Being selected to go to an International race is a pretty exciting thing. However, it does come attached with strings and that is a responsibility to do well for your team, in my case the FV45 Welsh.

The races began at midday. We had arrived the day before, looked round the course and attended a team meeting at 9p.m. in the hotel. Here, race teams were revealed and ‘International vests’ awarded along with the race numbers for each team member. Every member got a cheer.

The course, a soggy parkland affair was four laps for the women. No hills per se just a long second half drag for each lap. Total distance was 6.2 km.

The weather was perfectly calm and dry after the week’s storms. 10 minutes before the race, the whistles started to blow for us to assemble at the start. Countries colours became apparent, teams huddled and England made a solid block at the front.
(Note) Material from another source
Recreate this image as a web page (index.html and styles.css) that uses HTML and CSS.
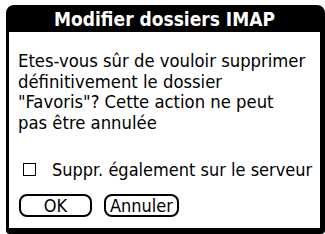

As the gun went off the usual scuffles broke out, the start was narrow and fenced. I hung on to the surge as best I could, trying not to get spiked, tangled, elbowed too much or trip and fall. It was quite a way into the first lap before I could finally see the ground. I looked for the Welsh vests and we pushed each other on, I looked for V45’s and worked to overtake. I hardly noticed the laps or people shouting and the race seemed to be quickly over. I was pleased to finish.

The front runners are an inspiration with overall race winners and times being 1st Claire Martin V35 (Eng) 22.07, 2nd Emma Stallard (Eng) V40 22.21, 3rd Melissa Whyte V45 (Sco) 22.26. (First averaging 5.55 min per mile!)

Our V45 Welsh team (a little laid-back in comparison) were (including the race times /order): Sandra Pinkham 25.14, Sue Davies, 25.44, Jane Coker 25.44, Mary Bowen-Rees 26.07.

The overall team results for FV45. 1st England, 2nd Republic Ireland, 3rd Scotland.